• **Raw data**:
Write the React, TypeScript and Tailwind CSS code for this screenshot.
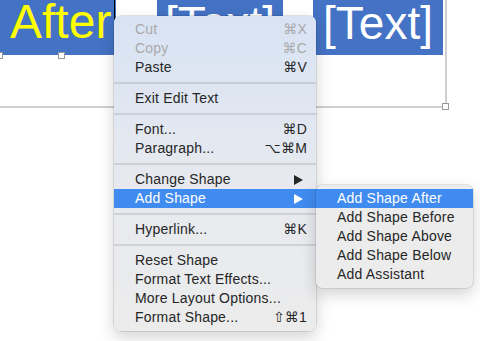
import React from 'react';

type Item =
  | { kind: 'sep' }
  | { kind: 'item'; label: string; shortcut?: string; disabled?: boolean; submenu?: boolean; active?: boolean };

const items: Item[] = [
  { kind: 'item', label: 'Cut', shortcut: '⌘X', disabled: true },
  { kind: 'item', label: 'Copy', shortcut: '⌘C', disabled: true },
  { kind: 'item', label: 'Paste', shortcut: '⌘V' },
  { kind: 'sep' },
  { kind: 'item', label: 'Exit Edit Text' },
  { kind: 'sep' },
  { kind: 'item', label: 'Font...', shortcut: '⌘D' },
  { kind: 'item', label: 'Paragraph...', shortcut: '⌥⌘M' },
  { kind: 'sep' },
  { kind: 'item', label: 'Change Shape', submenu: true },
  { kind: 'item', label: 'Add Shape', submenu: true, active: true },
  { kind: 'sep' },
  { kind: 'item', label: 'Hyperlink...', shortcut: '⌘K' },
  { kind: 'sep' },
  { kind: 'item', label: 'Reset Shape' },
  { kind: 'item', label: 'Format Text Effects...' },
  { kind: 'item', label: 'More Layout Options...' },
  { kind: 'item', label: 'Format Shape...', shortcut: '⇧⌘1' },
];

const subItems = ['Add Shape After', 'Add Shape Before', 'Add Shape Above', 'Add Shape Below', 'Add Assistant'];

const Arrow = ({ white }: { white?: boolean }) => (
  <svg width="9" height="10" viewBox="0 0 9 10" className="mr-[4px]">
    <path d="M0 0 L9 5 L0 10 Z" fill={white ? '#ffffff' : '#262626'} />
  </svg>
);

const Handle = ({ className }: { className: string }) => (
  <div className={`absolute w-[7px] h-[7px] bg-white border border-[#9a9a9a] ${className}`} />
);

export default function App() {
  return (
    <div className="relative w-[480px] h-[341px] bg-white overflow-hidden font-['Liberation_Sans','DejaVu_Sans',sans-serif]">
      {/* SmartArt canvas */}
      <div className="relative w-[447px] h-[108px] border-r-2 border-b-2 border-[#cfcfcf]">
        <div className="flex h-[55px]">
          <div className="relative w-[116px] bg-[#4472c4] pl-[10px] text-[48px] leading-[44px] text-[#ffff00]">
            After
            <div className="absolute right-[1px] top-0 w-[1px] h-[20px] bg-black" />
          </div>
          <div className="ml-[41px] w-[126px] bg-[#4472c4] flex justify-center text-[46px] leading-[46px] text-white">
            [Text]
          </div>
          <div className="ml-[30px] w-[130px] bg-[#4472c4] flex justify-center text-[46px] leading-[46px] text-white">
            [Text]
          </div>
        </div>
        <Handle className="left-[58px] top-[52px]" />
        <Handle className="left-[-4px] top-[52px]" />
        <Handle className="left-[442px] top-[103px]" />
      </div>

      {/* Context menu */}
      <div className="absolute left-[114px] top-[16px] w-[202px] rounded-[6px] py-[4px] bg-gradient-to-b from-[#d8e3f4] via-[#e6e9ef] to-[#ececec] shadow-[0_0_0_0.5px_rgba(0,0,0,0.18),0_6px_16px_rgba(0,0,0,0.18)] text-[14px] tracking-[0.2px] text-[#262626]">
        {items.map((it, i) =>
          it.kind === 'sep' ? (
            <div key={i} className="h-[12px] flex items-center">
              <div className="h-[2px] w-full bg-black/10" />
            </div>
          ) : (
            <div
              key={i}
              className={`h-[19px] flex items-center justify-between pl-[21px] pr-[9px] ${
                it.active ? 'bg-[#3f8bf0] text-white' : it.disabled ? 'text-[#a9a9a9]' : ''
              }`}
            >
              <span>{it.label}</span>
              {it.shortcut && <span>{it.shortcut}</span>}
              {it.submenu && <Arrow white={it.active} />}
            </div>
          )
        )}
      </div>

      {/* Submenu */}
      <div className="absolute left-[316px] top-[185px] w-[157px] rounded-[6px] py-[4px] bg-[#ececec] shadow-[0_0_0_0.5px_rgba(0,0,0,0.18),0_6px_16px_rgba(0,0,0,0.18)] text-[14px] tracking-[0.2px] text-[#262626]">
        {subItems.map((s, i) => (
          <div key={s} className={`h-[19px] flex items-center pl-[21px] ${i === 0 ? 'bg-[#3f8bf0] text-white' : ''}`}>
            {s}
          </div>
        ))}
      </div>
    </div>
  );
}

• **Task to carry out**:
Transcribe each line above verbatim, with the pictures left out.

• **In response**:
Write the React, TypeScript and Tailwind CSS code for this screenshot.
import React from 'react';

type Item =
  | { kind: 'sep' }
  | { kind: 'item'; label: string; shortcut?: string; disabled?: boolean; submenu?: boolean; active?: boolean };

const items: Item[] = [
  { kind: 'item', label: 'Cut', shortcut: '⌘X', disabled: true },
  { kind: 'item', label: 'Copy', shortcut: '⌘C', disabled: true },
  { kind: 'item', label: 'Paste', shortcut: '⌘V' },
  { kind: 'sep' },
  { kind: 'item', label: 'Exit Edit Text' },
  { kind: 'sep' },
  { kind: 'item', label: 'Font...', shortcut: '⌘D' },
  { kind: 'item', label: 'Paragraph...', shortcut: '⌥⌘M' },
  { kind: 'sep' },
  { kind: 'item', label: 'Change Shape', submenu: true },
  { kind: 'item', label: 'Add Shape', submenu: true, active: true },
  { kind: 'sep' },
  { kind: 'item', label: 'Hyperlink...', shortcut: '⌘K' },
  { kind: 'sep' },
  { kind: 'item', label: 'Reset Shape' },
  { kind: 'item', label: 'Format Text Effects...' },
  { kind: 'item', label: 'More Layout Options...' },
  { kind: 'item', label: 'Format Shape...', shortcut: '⇧⌘1' },
];

const subItems = ['Add Shape After', 'Add Shape Before', 'Add Shape Above', 'Add Shape Below', 'Add Assistant'];

const Arrow = ({ white }: { white?: boolean }) => (
  <svg width="9" height="10" viewBox="0 0 9 10" className="mr-[4px]">
    <path d="M0 0 L9 5 L0 10 Z" fill={white ? '#ffffff' : '#262626'} />
  </svg>
);

const Handle = ({ className }: { className: string }) => (
  <div className={`absolute w-[7px] h-[7px] bg-white border border-[#9a9a9a] ${className}`} />
);

export default function App() {
  return (
    <div className="relative w-[480px] h-[341px] bg-white overflow-hidden font-['Liberation_Sans','DejaVu_Sans',sans-serif]">
      {/* SmartArt canvas */}
      <div className="relative w-[447px] h-[108px] border-r-2 border-b-2 border-[#cfcfcf]">
        <div className="flex h-[55px]">
          <div className="relative w-[116px] bg-[#4472c4] pl-[10px] text-[48px] leading-[44px] text-[#ffff00]">
            After
            <div className="absolute right-[1px] top-0 w-[1px] h-[20px] bg-black" />
          </div>
          <div className="ml-[41px] w-[126px] bg-[#4472c4] flex justify-center text-[46px] leading-[46px] text-white">
            [Text]
          </div>
          <div className="ml-[30px] w-[130px] bg-[#4472c4] flex justify-center text-[46px] leading-[46px] text-white">
            [Text]
          </div>
        </div>
        <Handle className="left-[58px] top-[52px]" />
        <Handle className="left-[-4px] top-[52px]" />
        <Handle className="left-[442px] top-[103px]" />
      </div>

      {/* Context menu */}
      <div className="absolute left-[114px] top-[16px] w-[202px] rounded-[6px] py-[4px] bg-gradient-to-b from-[#d8e3f4] via-[#e6e9ef] to-[#ececec] shadow-[0_0_0_0.5px_rgba(0,0,0,0.18),0_6px_16px_rgba(0,0,0,0.18)] text-[14px] tracking-[0.2px] text-[#262626]">
        {items.map((it, i) =>
          it.kind === 'sep' ? (
            <div key={i} className="h-[12px] flex items-center">
              <div className="h-[2px] w-full bg-black/10" />
            </div>
          ) : (
            <div
              key={i}
              className={`h-[19px] flex items-center justify-between pl-[21px] pr-[9px] ${
                it.active ? 'bg-[#3f8bf0] text-white' : it.disabled ? 'text-[#a9a9a9]' : ''
              }`}
            >
              <span>{it.label}</span>
              {it.shortcut && <span>{it.shortcut}</span>}
              {it.submenu && <Arrow white={it.active} />}
            </div>
          )
        )}
      </div>

      {/* Submenu */}
      <div className="absolute left-[316px] top-[185px] w-[157px] rounded-[6px] py-[4px] bg-[#ececec] shadow-[0_0_0_0.5px_rgba(0,0,0,0.18),0_6px_16px_rgba(0,0,0,0.18)] text-[14px] tracking-[0.2px] text-[#262626]">
        {subItems.map((s, i) => (
          <div key={s} className={`h-[19px] flex items-center pl-[21px] ${i === 0 ? 'bg-[#3f8bf0] text-white' : ''}`}>
            {s}
          </div>
        ))}
      </div>
    </div>
  );
}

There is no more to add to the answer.